The enterprise move is not just “getting money.” It’s building a plan that a lender understands: how the money will be used, when it will be paid back, and how your projected cash flow proves you can handle it.
Forecasting
Forecasting is predicting your next 8–13 weeks (minimum) and your next 12 months (for strategy) using real shop drivers. In automotive repair, generic “sales up, expenses flat” forecasting fails fast. Your forecast must include the variables you actually control:
- Scheduled repair orders per day (and cancellations/no-shows)
- Average repair order (labor + parts + shop fees)
- Technician hours available vs. booked hours
- Parts cost timing (buy days before repair days)
- Payroll cycle timing (weekly/on-cycle costs)
- Warranty and comeback rates (which affect labor and parts)
- Seasonality (weather, back-to-school, holiday travel)
A practical way to forecast is to start with your booking plan and technician capacity. If you plan to capture more brake and alignment work, your forecast should show:
- How many brake jobs you expect per week
- How many advisor conversations are required to book those jobs
- The parts spend needed for those jobs
- The labor hours those jobs require
- The timeline of cash coming in vs. cash leaving
This forecasting discipline helps you avoid the classic scenario: great advertising numbers but no cash plan—then you hit a parts bill the week payroll is due.
Valuation Reports (Shop-Ready Numbers)
Valuation isn’t only for selling your business. It’s also how you build credibility with lenders, partners, and future buyers. A valuation-ready shop has clean records, consistent reporting, and financial statements that match how the business truly runs.
For an auto repair shop, valuation usually depends on:
- Consistent discretionary earnings (how much the shop generates after real operating costs)
- Quality of revenue (repeatable work types: brakes, maintenance, fleet, tires)
- Vehicle throughput stability (not just “big months”)

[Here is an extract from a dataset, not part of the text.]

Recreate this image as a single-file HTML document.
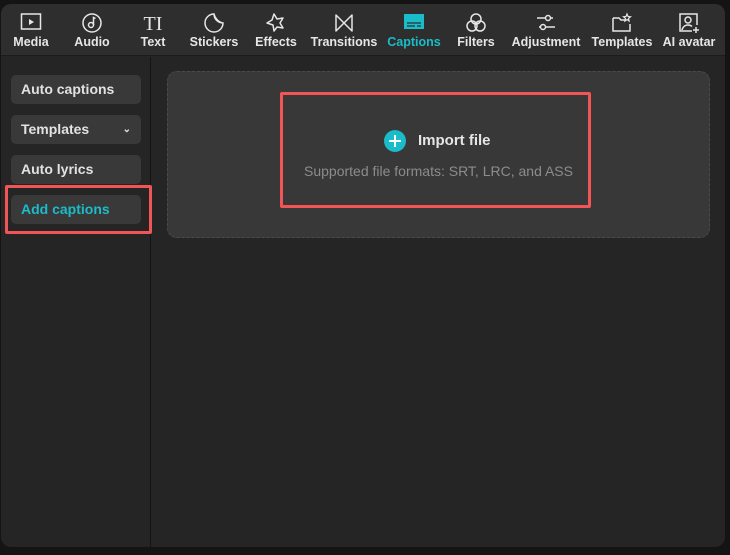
<!DOCTYPE html>
<html><head><meta charset="utf-8"><style>
*{margin:0;padding:0;box-sizing:border-box}
body{width:730px;height:555px;background:#141414;font-family:"Liberation Sans",sans-serif;position:relative;overflow:hidden}
.panel{position:absolute;left:1px;top:4px;width:724px;height:543px;background:#252525;border-radius:10px;overflow:hidden}
.top{position:absolute;left:0;top:0;width:724px;height:52px;background:#2e2e2e;border-bottom:1px solid #1c1c1c}
.it{position:absolute;top:0;height:52px;text-align:center;transform:translateX(-50%);color:#e6e6e6;font-size:12.5px;font-weight:bold;white-space:nowrap}
.it svg{position:absolute;left:50%;top:8px;transform:translateX(-50%)}
.it span{position:absolute;left:50%;top:31px;transform:translateX(-50%)}
.it.a{color:#1bbcc9}
.side{position:absolute;left:0;top:53px;width:150px;height:490px;border-right:1px solid #141414}
.btn{position:absolute;left:10px;width:130px;height:29px;background:#393939;border-radius:5px;color:#e2e2e2;font-size:14px;font-weight:bold;line-height:29px;padding-left:10px}
.red{position:absolute;border:3px solid #f25555;border-radius:2px}
.card{position:absolute;left:166px;top:67px;width:543px;height:167px;background:#383838;border:1px dashed #4a4a4a;border-radius:10px}
</style></head><body>
<div class="panel">
<div class="top">
<div class="it" style="left:30px"><svg width="22" height="20" viewBox="0 0 22 20"><rect x="1.5" y="2" width="19" height="15" fill="none" stroke="#e6e6e6" stroke-width="1.5"/><path d="M9 7l5 3-5 3z" fill="#e6e6e6"/></svg><span>Media</span></div>
<div class="it" style="left:91px"><svg width="22" height="22" viewBox="0 0 22 22"><circle cx="11" cy="11" r="9" fill="none" stroke="#e6e6e6" stroke-width="1.5"/><circle cx="10" cy="13" r="2.5" fill="none" stroke="#e6e6e6" stroke-width="1.5"/><path d="M12.5 13V5.5l2 1" fill="none" stroke="#e6e6e6" stroke-width="1.5"/></svg><span>Audio</span></div>
<div class="it" style="left:152px;"><svg width="24" height="22" viewBox="0 0 24 22"><text x="12" y="18" text-anchor="middle" font-family="Liberation Serif" font-weight="normal" font-size="20" fill="#e6e6e6">TI</text></svg><span>Text</span></div>
<div class="it" style="left:213px"><svg width="22" height="22" viewBox="0 0 22 22"><path d="M20 11a9 9 0 1 1-9-9c0 5 4 9 9 9zM11 2c1 4 4 8 9 9" fill="none" stroke="#e6e6e6" stroke-width="1.5"/></svg><span>Stickers</span></div>
<div class="it" style="left:275px"><svg width="22" height="22" viewBox="0 0 22 22"><path d="M9 2l3 5 6-1-3 5 3 5-6-1-3 4-1-6-6-2 5-3z" fill="none" stroke="#e6e6e6" stroke-width="1.5" stroke-linejoin="round"/></svg><span>Effects</span></div>
<div class="it" style="left:343px"><svg width="22" height="22" viewBox="0 0 22 22"><path d="M3 3v16l16-16v16z" fill="none" stroke="#e6e6e6" stroke-width="1.5" stroke-linejoin="round"/></svg><span>Transitions</span></div>
<div class="it a" style="left:413px"><svg width="22" height="20" viewBox="0 0 22 20"><rect x="1" y="2" width="20" height="15" fill="#1bbcc9"/><path d="M4 11h14M4 14h8M14 14h4" stroke="#2e2e2e" stroke-width="1.2"/></svg><span>Captions</span></div>
<div class="it" style="left:475px"><svg width="22" height="22" viewBox="0 0 22 22"><circle cx="11" cy="7" r="5" fill="none" stroke="#e6e6e6" stroke-width="1.5"/><circle cx="7" cy="14" r="5" fill="none" stroke="#e6e6e6" stroke-width="1.5"/><circle cx="15" cy="14" r="5" fill="none" stroke="#e6e6e6" stroke-width="1.5"/></svg><span>Filters</span></div>
<div class="it" style="left:545px"><svg width="22" height="22" viewBox="0 0 22 22"><path d="M2 6h16M4 15h16" stroke="#e6e6e6" stroke-width="1.5"/><circle cx="13" cy="6" r="2.5" fill="#2e2e2e" stroke="#e6e6e6" stroke-width="1.5"/><circle cx="8" cy="15" r="2.5" fill="#2e2e2e" stroke="#e6e6e6" stroke-width="1.5"/></svg><span>Adjustment</span></div>
<div class="it" style="left:621px"><svg width="22" height="22" viewBox="0 0 22 22"><path d="M2 6h6l2 2h4M19 12v7H2V6" fill="none" stroke="#e6e6e6" stroke-width="1.5"/><path d="M16 2l1 2.5 2.5.3-2 1.6.6 2.6-2.1-1.4-2.1 1.4.6-2.6-2-1.6 2.5-.3z" fill="none" stroke="#e6e6e6" stroke-width="1.2"/></svg><span>Templates</span></div>
<div class="it" style="left:688px"><svg width="22" height="22" viewBox="0 0 22 22"><path d="M14 19H2V2h17v11" fill="none" stroke="#e6e6e6" stroke-width="1.5"/><circle cx="10" cy="8" r="3" fill="none" stroke="#e6e6e6" stroke-width="1.5"/><path d="M4 18c1-4 4-5 6-5s3 .5 4 1.5" fill="none" stroke="#e6e6e6" stroke-width="1.5"/><path d="M18 15v6M15 18h6" stroke="#e6e6e6" stroke-width="1.5"/></svg><span>AI avatar</span></div>
</div>
<div class="side">
<div class="btn" style="top:18px">Auto captions</div>
<div class="btn" style="top:58px">Templates<span style="position:absolute;right:10px;top:0;font-size:10px">&#8964;</span></div>
<div class="btn" style="top:98px">Auto lyrics</div>
<div class="btn" style="top:138px;color:#1bbcc9">Add captions</div>
</div>
<div class="card"></div>
</div>
<div class="red" style="left:5px;top:185px;width:147px;height:49px"></div>
<div class="red" style="left:280px;top:92px;width:311px;height:116px"></div>
<div style="position:absolute;left:384px;top:130px;width:22px;height:22px;border-radius:50%;background:#1bbcc9"></div>
<div style="position:absolute;left:389px;top:140px;width:12px;height:2px;background:#fff"></div>
<div style="position:absolute;left:394px;top:135px;width:2px;height:12px;background:#fff"></div>
<div style="position:absolute;left:418px;top:132px;color:#e6e6e6;font-size:15px;font-weight:bold">Import file</div>
<div style="position:absolute;left:280px;width:317px;text-align:center;top:163px;color:#8c8c8c;font-size:14px">Supported file formats: SRT, LRC, and ASS</div>
</body></html>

- Owner add-backs and how well your team runs without heroics
- Asset value (equipment) and liabilities clarity (debts, chargebacks, unpaid obligations)
If you keep separate accounting for marketing, parts, and payroll (instead of dumping everything into one bucket), you make it easier for any stakeholder to trust your numbers.
The Importance of Enterprise Finance
Enterprise finance is strategy in spreadsheet form. It helps you make decisions like:
- Should we add a second tech now or later?
- Can we afford to run a promotion without hurting labor profit?
- Do we need a line of credit for parts, or can we change purchasing terms?
- Are we truly building sustainable cash flow, or just pushing revenue while cash leaks?
When you treat your shop as a financial instrument, you stop hoping and start planning.
Real-World Application
Picture a 2-bay independent shop that’s averaging about 30–35 repair orders per week. You want to add a third bay and hire a technician because your bays are booked out for many days.
To do it right, you’d build an enterprise plan:
- Funding: decide whether you need equipment financing for a lift/alignment tooling, and whether a line of credit is needed to cover parts and payroll timing.
- Forecasting: model the next 8–13 weeks using your expected bookings, technician labor hours, parts costs, and cash timing.
- Valuation-ready numbers: ensure your profit and cash flow reporting is clean enough that a lender (or future buyer) can trust the results.
Done well, your shop expands with control. Done poorly, you add capacity and immediately stress your cash—because your financial engine wasn’t engineered to match your operational plan.